**TASK DETAILS**
Give an exact transcription of every line, dropping the images.

━━━ GIVEN DATA ━━━

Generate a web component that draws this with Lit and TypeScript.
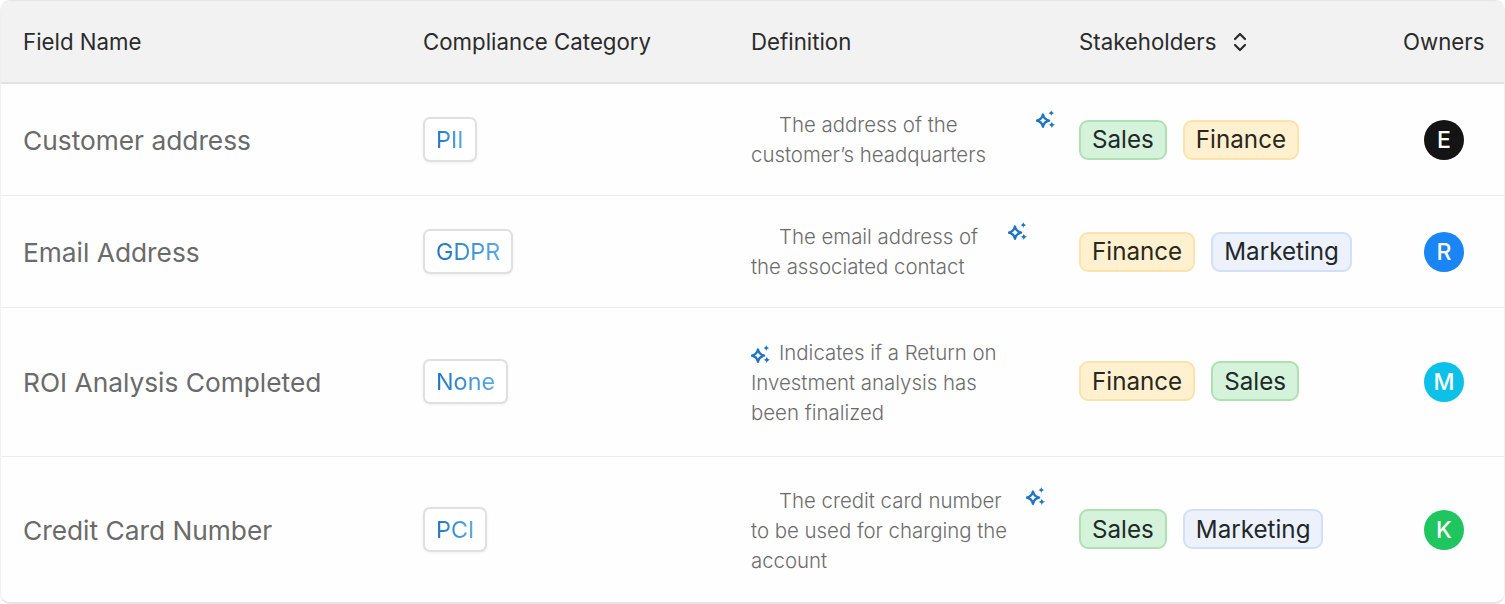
import { LitElement, html, css, svg } from "lit";
import { customElement } from "lit/decorators.js";

const rows = [
  { name: "Customer address", cat: "PII", lines: ["The address of the", "customer’s headquarters"], spark: 285, tags: ["Sales", "Finance"], init: "E", color: "#141414" },
  { name: "Email Address", cat: "GDPR", lines: ["The email address of", "the associated contact"], spark: 257, tags: ["Finance", "Marketing"], init: "R", color: "#1a85f5" },
  { name: "ROI Analysis Completed", cat: "None", lines: ["Indicates if a Return on", "Investment analysis has", "been finalized"], spark: 0, tags: ["Finance", "Sales"], init: "M", color: "#0cc0e8" },
  { name: "Credit Card Number", cat: "PCI", lines: ["The credit card number", "to be used for charging the", "account"], spark: 275, tags: ["Sales", "Marketing"], init: "K", color: "#1fc55e" },
];

const sparkle = svg`<path d="M8 5.2 C8.6 8 10 9.4 12.8 10 C10 10.6 8.6 12 8 14.8 C7.4 12 6 10.6 3.2 10 C6 9.4 7.4 8 8 5.2 Z" fill="none" stroke="#1f74c4" stroke-width="1.9" stroke-linejoin="round"/>
<path d="M14.6 1.6 C14.9 3 15.6 3.7 17 4 C15.6 4.3 14.9 5 14.6 6.4 C14.3 5 13.6 4.3 12.2 4 C13.6 3.7 14.3 3 14.6 1.6 Z" fill="#1f74c4"/>
<path d="M15 10.6 C15.3 12.2 16 12.9 17.8 13.3 C16 13.7 15.3 14.4 15 16 C14.7 14.4 14 13.7 12.2 13.3 C14 12.9 14.7 12.2 15 10.6 Z" fill="#1f74c4"/>`;

@customElement("app-root")
export class AppRoot extends LitElement {
  static styles = css`
    :host { display: block; font-family: Inter, "Liberation Sans", sans-serif; font-optical-sizing: none; background: #fff; }
    .card { width: 1505px; height: 604px; box-sizing: border-box; border: 1px solid #e6e6e6; border-left-color: #f0f0f0; border-right-color: #f0f0f0; border-bottom: 2px solid #e4e4e4; border-radius: 10px; overflow: hidden; background: #fefefe; }
    .row { display: grid; grid-template-columns: 400px 328px 328px 324px 1fr; padding-left: 22px; align-items: center; border-bottom: 1px solid #ececec; box-sizing: border-box; }
    .row:last-child { border-bottom: 0; }
    .head { height: 83px; background: #f2f2f2; border-bottom: 2px solid #e2e2e2; font-size: 22.25px; color: #2b2b2b; }
    .r0, .r1 { height: 112px; }
    .r2 { height: 149px; }
    .r3 { height: 146px; }
    .sort { display: flex; align-items: center; gap: 15px; }
    .sort svg { display: block; width: 18px; height: 22px; }
    .name { font-size: 26.3px; color: #6a6a6a; margin-top: 2px; }
    .r2 .name, .r3 .name { margin-top: 0; }
    .badge { justify-self: start; box-sizing: border-box; padding: 0 11px; height: 45px; display: flex; align-items: center; border: 2px solid #e0e0e0; border-radius: 7px; font-size: 23.4px; background: #fff; box-shadow: 0 1px 3px rgba(0,0,0,.06); background-clip: padding-box; }
    .r2 .badge, .r3 .badge { margin-bottom: 1px; }
    .badge span { background: linear-gradient(90deg, #1f74c4, #5cabe0); -webkit-background-clip: text; background-clip: text; color: transparent; }
    .def { position: relative; font-size: 20.4px; line-height: 30px; color: #6c6c6c; font-weight: 300; }
    .r2 .def, .r3 .def { margin-top: 2px; }
    .line { white-space: nowrap; }
    .line.first { text-indent: 28px; }
    .spark { position: absolute; width: 20px; height: 20px; top: -1px; }
    .r2 .spark { top: 6px; }
    .r3 .spark { top: 0; }
    .tags { display: flex; gap: 16px; }
    .r2 .tags, .r3 .tags { margin-bottom: 2px; }
    .tag { height: 40px; box-sizing: border-box; padding: 0 11px; display: flex; align-items: center; border-radius: 9px; font-size: 24.2px; border: 2px solid; color: #22282a; }
    .Sales { background: #d5f2da; border-color: #aee0b4; }
    .Finance { background: #fff1cf; border-color: #fbe3ab; color: #2a2620; }
    .Marketing { background: #ecf1fc; border-color: #d2dff7; }
    .owner { width: 40px; height: 40px; border-radius: 50%; color: #fff; display: flex; align-items: center; justify-content: center; font-size: 23px; font-weight: 500; margin-left: 21px; }
  `;

  render() {
    return html`<div class="card">
      <div class="row head">
        <div>Field Name</div>
        <div>Compliance Category</div>
        <div>Definition</div>
        <div class="sort">Stakeholders
          <svg viewBox="0 0 18 22" fill="none" stroke="#2b2b2b" stroke-width="2.2" stroke-linecap="round" stroke-linejoin="round"><path d="M4 8 L9 3 L14 8"/><path d="M4 14 L9 19 L14 14"/></svg>
        </div>
        <div>Owners</div>
      </div>
      ${rows.map((r, i) => html`<div class="row r${i}">
        <div class="name">${r.name}</div>
        <div class="badge"><span>${r.cat}</span></div>
        <div class="def">
          <svg class="spark" viewBox="2.5 0.8 15.8 15.8" style="left:${r.spark}px">${sparkle}</svg>
          ${r.lines.map((l, j) => html`<div class="line ${j === 0 ? "first" : ""}">${l}</div>`)}
        </div>
        <div class="tags">${r.tags.map((t) => html`<div class="tag ${t}">${t}</div>`)}</div>
        <div class="owner" style="background:${r.color}">${r.init}</div>
      </div>`)}
    </div>`;
  }
}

━━━

**SOLUTION FOR THIS EXERCISE**
Generate a web component that draws this with Lit and TypeScript.
import { LitElement, html, css, svg } from "lit";
import { customElement } from "lit/decorators.js";

const rows = [
  { name: "Customer address", cat: "PII", lines: ["The address of the", "customer’s headquarters"], spark: 285, tags: ["Sales", "Finance"], init: "E", color: "#141414" },
  { name: "Email Address", cat: "GDPR", lines: ["The email address of", "the associated contact"], spark: 257, tags: ["Finance", "Marketing"], init: "R", color: "#1a85f5" },
  { name: "ROI Analysis Completed", cat: "None", lines: ["Indicates if a Return on", "Investment analysis has", "been finalized"], spark: 0, tags: ["Finance", "Sales"], init: "M", color: "#0cc0e8" },
  { name: "Credit Card Number", cat: "PCI", lines: ["The credit card number", "to be used for charging the", "account"], spark: 275, tags: ["Sales", "Marketing"], init: "K", color: "#1fc55e" },
];

const sparkle = svg`<path d="M8 5.2 C8.6 8 10 9.4 12.8 10 C10 10.6 8.6 12 8 14.8 C7.4 12 6 10.6 3.2 10 C6 9.4 7.4 8 8 5.2 Z" fill="none" stroke="#1f74c4" stroke-width="1.9" stroke-linejoin="round"/>
<path d="M14.6 1.6 C14.9 3 15.6 3.7 17 4 C15.6 4.3 14.9 5 14.6 6.4 C14.3 5 13.6 4.3 12.2 4 C13.6 3.7 14.3 3 14.6 1.6 Z" fill="#1f74c4"/>
<path d="M15 10.6 C15.3 12.2 16 12.9 17.8 13.3 C16 13.7 15.3 14.4 15 16 C14.7 14.4 14 13.7 12.2 13.3 C14 12.9 14.7 12.2 15 10.6 Z" fill="#1f74c4"/>`;

@customElement("app-root")
export class AppRoot extends LitElement {
  static styles = css`
    :host { display: block; font-family: Inter, "Liberation Sans", sans-serif; font-optical-sizing: none; background: #fff; }
    .card { width: 1505px; height: 604px; box-sizing: border-box; border: 1px solid #e6e6e6; border-left-color: #f0f0f0; border-right-color: #f0f0f0; border-bottom: 2px solid #e4e4e4; border-radius: 10px; overflow: hidden; background: #fefefe; }
    .row { display: grid; grid-template-columns: 400px 328px 328px 324px 1fr; padding-left: 22px; align-items: center; border-bottom: 1px solid #ececec; box-sizing: border-box; }
    .row:last-child { border-bottom: 0; }
    .head { height: 83px; background: #f2f2f2; border-bottom: 2px solid #e2e2e2; font-size: 22.25px; color: #2b2b2b; }
    .r0, .r1 { height: 112px; }
    .r2 { height: 149px; }
    .r3 { height: 146px; }
    .sort { display: flex; align-items: center; gap: 15px; }
    .sort svg { display: block; width: 18px; height: 22px; }
    .name { font-size: 26.3px; color: #6a6a6a; margin-top: 2px; }
    .r2 .name, .r3 .name { margin-top: 0; }
    .badge { justify-self: start; box-sizing: border-box; padding: 0 11px; height: 45px; display: flex; align-items: center; border: 2px solid #e0e0e0; border-radius: 7px; font-size: 23.4px; background: #fff; box-shadow: 0 1px 3px rgba(0,0,0,.06); background-clip: padding-box; }
    .r2 .badge, .r3 .badge { margin-bottom: 1px; }
    .badge span { background: linear-gradient(90deg, #1f74c4, #5cabe0); -webkit-background-clip: text; background-clip: text; color: transparent; }
    .def { position: relative; font-size: 20.4px; line-height: 30px; color: #6c6c6c; font-weight: 300; }
    .r2 .def, .r3 .def { margin-top: 2px; }
    .line { white-space: nowrap; }
    .line.first { text-indent: 28px; }
    .spark { position: absolute; width: 20px; height: 20px; top: -1px; }
    .r2 .spark { top: 6px; }
    .r3 .spark { top: 0; }
    .tags { display: flex; gap: 16px; }
    .r2 .tags, .r3 .tags { margin-bottom: 2px; }
    .tag { height: 40px; box-sizing: border-box; padding: 0 11px; display: flex; align-items: center; border-radius: 9px; font-size: 24.2px; border: 2px solid; color: #22282a; }
    .Sales { background: #d5f2da; border-color: #aee0b4; }
    .Finance { background: #fff1cf; border-color: #fbe3ab; color: #2a2620; }
    .Marketing { background: #ecf1fc; border-color: #d2dff7; }
    .owner { width: 40px; height: 40px; border-radius: 50%; color: #fff; display: flex; align-items: center; justify-content: center; font-size: 23px; font-weight: 500; margin-left: 21px; }
  `;

  render() {
    return html`<div class="card">
      <div class="row head">
        <div>Field Name</div>
        <div>Compliance Category</div>
        <div>Definition</div>
        <div class="sort">Stakeholders
          <svg viewBox="0 0 18 22" fill="none" stroke="#2b2b2b" stroke-width="2.2" stroke-linecap="round" stroke-linejoin="round"><path d="M4 8 L9 3 L14 8"/><path d="M4 14 L9 19 L14 14"/></svg>
        </div>
        <div>Owners</div>
      </div>
      ${rows.map((r, i) => html`<div class="row r${i}">
        <div class="name">${r.name}</div>
        <div class="badge"><span>${r.cat}</span></div>
        <div class="def">
          <svg class="spark" viewBox="2.5 0.8 15.8 15.8" style="left:${r.spark}px">${sparkle}</svg>
          ${r.lines.map((l, j) => html`<div class="line ${j === 0 ? "first" : ""}">${l}</div>`)}
        </div>
        <div class="tags">${r.tags.map((t) => html`<div class="tag ${t}">${t}</div>`)}</div>
        <div class="owner" style="background:${r.color}">${r.init}</div>
      </div>`)}
    </div>`;
  }
}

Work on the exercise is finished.